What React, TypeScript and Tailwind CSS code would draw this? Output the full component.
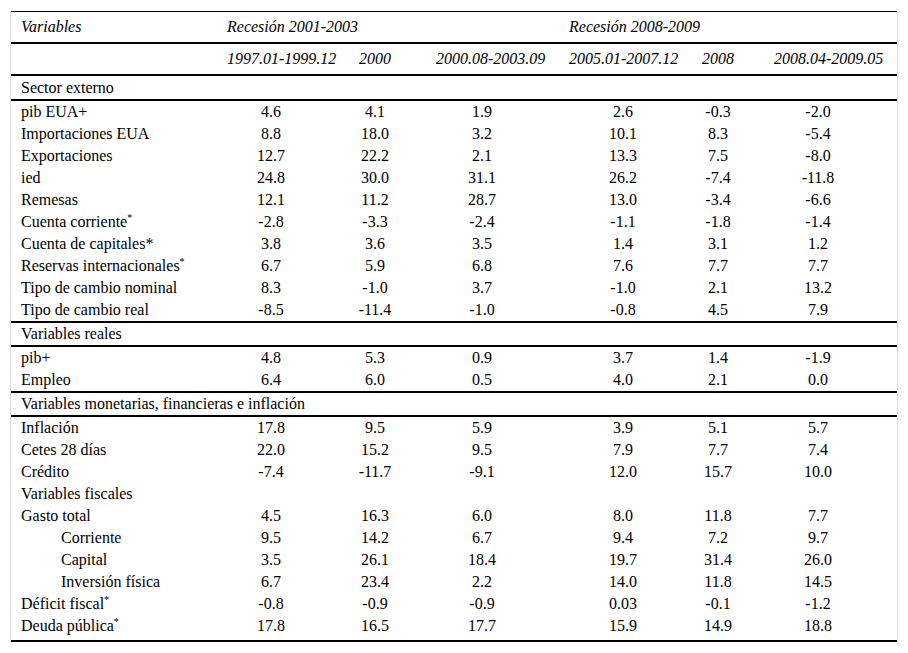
import React from "react";

type Row = {
  label: string;
  sup?: boolean;
  star?: boolean;
  indent?: boolean;
  values?: string[];
};

const GRID = "grid grid-cols-[182px_156px_52px_162px_120px_70px_130px]";

const sectorExterno: Row[] = [
  { label: "pib EUA+", values: ["4.6", "4.1", "1.9", "2.6", "-0.3", "-2.0"] },
  { label: "Importaciones EUA", values: ["8.8", "18.0", "3.2", "10.1", "8.3", "-5.4"] },
  { label: "Exportaciones", values: ["12.7", "22.2", "2.1", "13.3", "7.5", "-8.0"] },
  { label: "ied", values: ["24.8", "30.0", "31.1", "26.2", "-7.4", "-11.8"] },
  { label: "Remesas", values: ["12.1", "11.2", "28.7", "13.0", "-3.4", "-6.6"] },
  { label: "Cuenta corriente", sup: true, values: ["-2.8", "-3.3", "-2.4", "-1.1", "-1.8", "-1.4"] },
  { label: "Cuenta de capitales", star: true, values: ["3.8", "3.6", "3.5", "1.4", "3.1", "1.2"] },
  { label: "Reservas internacionales", sup: true, values: ["6.7", "5.9", "6.8", "7.6", "7.7", "7.7"] },
  { label: "Tipo de cambio nominal", values: ["8.3", "-1.0", "3.7", "-1.0", "2.1", "13.2"] },
  { label: "Tipo de cambio real", values: ["-8.5", "-11.4", "-1.0", "-0.8", "4.5", "7.9"] },
];

const reales: Row[] = [
  { label: "pib+", values: ["4.8", "5.3", "0.9", "3.7", "1.4", "-1.9"] },
  { label: "Empleo", values: ["6.4", "6.0", "0.5", "4.0", "2.1", "0.0"] },
];

const monetarias: Row[] = [
  { label: "Inflación", values: ["17.8", "9.5", "5.9", "3.9", "5.1", "5.7"] },
  { label: "Cetes 28 días", values: ["22.0", "15.2", "9.5", "7.9", "7.7", "7.4"] },
  { label: "Crédito", values: ["-7.4", "-11.7", "-9.1", "12.0", "15.7", "10.0"] },
  { label: "Variables fiscales" },
  { label: "Gasto total", values: ["4.5", "16.3", "6.0", "8.0", "11.8", "7.7"] },
  { label: "Corriente", indent: true, values: ["9.5", "14.2", "6.7", "9.4", "7.2", "9.7"] },
  { label: "Capital", indent: true, values: ["3.5", "26.1", "18.4", "19.7", "31.4", "26.0"] },
  { label: "Inversión física", indent: true, values: ["6.7", "23.4", "2.2", "14.0", "11.8", "14.5"] },
  { label: "Déficit fiscal", sup: true, values: ["-0.8", "-0.9", "-0.9", "0.03", "-0.1", "-1.2"] },
  { label: "Deuda pública", sup: true, values: ["17.8", "16.5", "17.7", "15.9", "14.9", "18.8"] },
];

function DataRow({ row }: { row: Row }) {
  return (
    <div className={`${GRID} h-[22px] items-center`}>
      <div className={`whitespace-nowrap ${row.indent ? "pl-[50px]" : "pl-[10px]"}`}>
        {row.label}
        {row.star && "*"}
        {row.sup && (
          <span className="relative -top-[6px] text-[10px] leading-none">*</span>
        )}
      </div>
      {row.values
        ? row.values.map((v, i) => (
            <div key={i} className="text-center whitespace-nowrap">
              {v}
            </div>
          ))
        : null}
    </div>
  );
}

function SectionRow({ label, h = "h-[22px]" }: { label: string; h?: string }) {
  return (
    <div className={`${h} flex items-center pl-[10px] whitespace-nowrap`}>{label}</div>
  );
}

export default function App() {
  return (
    <div className="w-[908px] h-[653px] bg-white pt-[11px] pl-[10px]">
      <div
        className="w-[888px] border-l border-r border-[#dcdcdc] text-black text-[16px] leading-none"
        style={{ fontFamily: '"Liberation Serif", "Times New Roman", serif' }}
      >
        <div className="border-t border-black">
          <div className={`${GRID} h-[32px] items-center italic border-b-2 border-black`}>
            <div className="pl-[10px]">Variables</div>
            <div className="pl-[34px] whitespace-nowrap">Recesión 2001-2003</div>
            <div />
            <div />
            <div className="pl-[6px] whitespace-nowrap">Recesión 2008-2009</div>
            <div />
            <div />
          </div>
          <div className={`${GRID} h-[32px] items-center italic border-b-2 border-black`}>
            <div />
            <div className="pl-[34px] whitespace-nowrap">1997.01-1999.12</div>
            <div className="pl-[10px] whitespace-nowrap">2000</div>
            <div className="pl-[35px] whitespace-nowrap">2000.08-2003.09</div>
            <div className="pl-[6px] whitespace-nowrap">2005.01-2007.12</div>
            <div className="pl-[19px] whitespace-nowrap">2008</div>
            <div className="pl-[21px] whitespace-nowrap">2008.04-2009.05</div>
          </div>
          <div className="border-b-2 border-black">
            <SectionRow label="Sector externo" h="h-[23px]" />
          </div>
          <div className="border-b-2 border-black">
            {sectorExterno.map((r) => (
              <DataRow key={r.label} row={r} />
            ))}
          </div>
          <div className="border-b-2 border-black">
            <SectionRow label="Variables reales" />
          </div>
          <div className="border-b-2 border-black">
            {reales.map((r) => (
              <DataRow key={r.label} row={r} />
            ))}
          </div>
          <div className="border-b-2 border-black">
            <SectionRow label="Variables monetarias, financieras e inflación" />
          </div>
          <div className="border-b-2 border-black pb-[3px]">
            {monetarias.map((r) => (
              <DataRow key={r.label} row={r} />
            ))}
          </div>
        </div>
      </div>
    </div>
  );
}
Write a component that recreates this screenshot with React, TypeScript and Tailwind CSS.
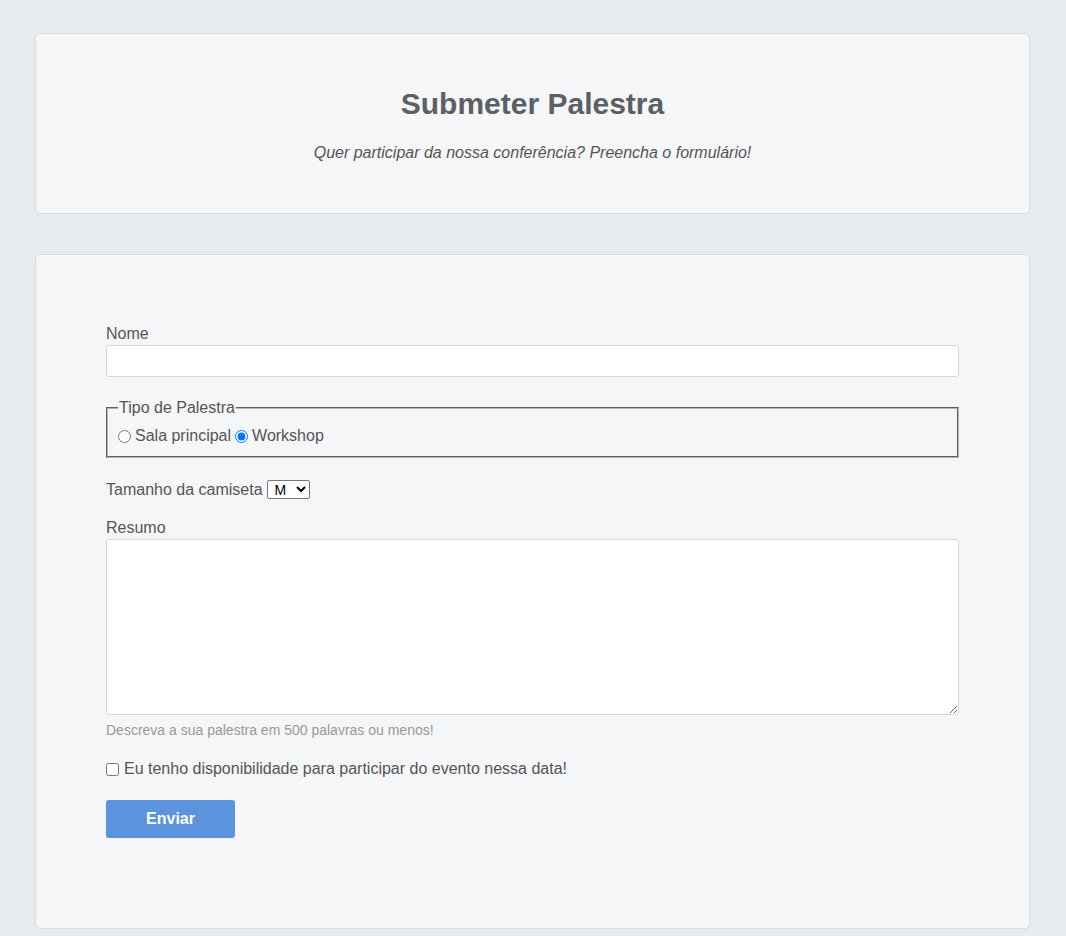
import { useState } from 'react';

export default function App() {
  const [tipo, setTipo] = useState('workshop');
  const [tamanho, setTamanho] = useState('M');

  return (
    <div
      className="min-h-[936px] bg-[#e8ebee] pt-[33px] pb-[8px] pl-[35px] text-[#555] text-[16px]"
      style={{ fontFamily: '"Liberation Sans", Arial, sans-serif' }}
    >
      {/* Header */}
      <header className="w-[995px] h-[181px] bg-[#f5f6f8] border border-[#d9dcdf] rounded-[5px] flex flex-col items-center pt-[53px]">
        <h1 className="text-[30px] font-bold text-[#5c5f63] leading-[34px]">Submeter Palestra</h1>
        <p className="italic mt-[23px] leading-[18px]">
          Quer participar da nossa conferência? Preencha o formulário!
        </p>
      </header>

      {/* Form */}
      <form className="mt-[40px] w-[995px] h-[675px] bg-[#f5f6f8] border border-[#d9dcdf] rounded-[5px] px-[70px] pt-[70px]">
        <label className="block leading-[18px]" htmlFor="nome">Nome</label>
        <input
          id="nome"
          type="text"
          className="mt-[2px] block w-[853px] h-[32px] bg-white border border-[#d3d6da] rounded-[3px] px-2"
        />

        <fieldset className="mt-[22px] w-[853px] h-[59px] border-2 border-[#b4b4b4] [border-style:groove] px-[10px] pb-[10px]">
          <legend className="px-[1px] leading-[18px]">Tipo de Palestra</legend>
          <div className="flex items-center mt-[10px] leading-[18px]">
            <input
              type="radio"
              name="tipo"
              checked={tipo === 'principal'}
              onChange={() => setTipo('principal')}
              className="w-[13px] h-[13px] mr-[4px]"
            />
            <span>Sala principal</span>
            <input
              type="radio"
              name="tipo"
              checked={tipo === 'workshop'}
              onChange={() => setTipo('workshop')}
              className="w-[13px] h-[13px] ml-[4px] mr-[4px]"
            />
            <span>Workshop</span>
          </div>
        </fieldset>

        <div className="mt-[22px] flex items-center leading-[18px]">
          <span>Tamanho da camiseta</span>
          <select
            value={tamanho}
            onChange={(e) => setTamanho(e.target.value)}
            className="ml-[4px] w-[43px] h-[19px] bg-white border border-[#767676] rounded-[2px] text-[14px] text-black pl-[3px]"
          >
            <option>P</option>
            <option>M</option>
            <option>G</option>
          </select>
        </div>

        <label className="block mt-[20px] leading-[18px]" htmlFor="resumo">Resumo</label>
        <textarea
          id="resumo"
          className="mt-[2px] block w-[853px] h-[176px] bg-white border border-[#d3d6da] rounded-[3px] p-2"
        />
        <p className="mt-[7px] text-[14px] text-[#999] leading-[16px]">
          Descreva a sua palestra em 500 palavras ou menos!
        </p>

        <label className="mt-[22px] flex items-center leading-[18px]">
          <input type="checkbox" className="w-[13px] h-[13px] mr-[5px]" />
          <span>Eu tenho disponibilidade para participar do evento nessa data!</span>
        </label>

        <button
          type="button"
          className="mt-[22px] w-[129px] h-[38px] bg-[#5b94dc] text-white font-bold rounded-[3px]"
        >
          Enviar
        </button>
      </form>
    </div>
  );
}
---
*Requirement*. Take the lines above starting at the one containing "Write a component" and ending at the one containing "const [tamanho, setTamanho]", and print them again exactly, without pictures.

*Written solution*.
Write a component that recreates this screenshot with React, TypeScript and Tailwind CSS.
import { useState } from 'react';

export default function App() {
  const [tipo, setTipo] = useState('workshop');
  const [tamanho, setTamanho] = useState('M');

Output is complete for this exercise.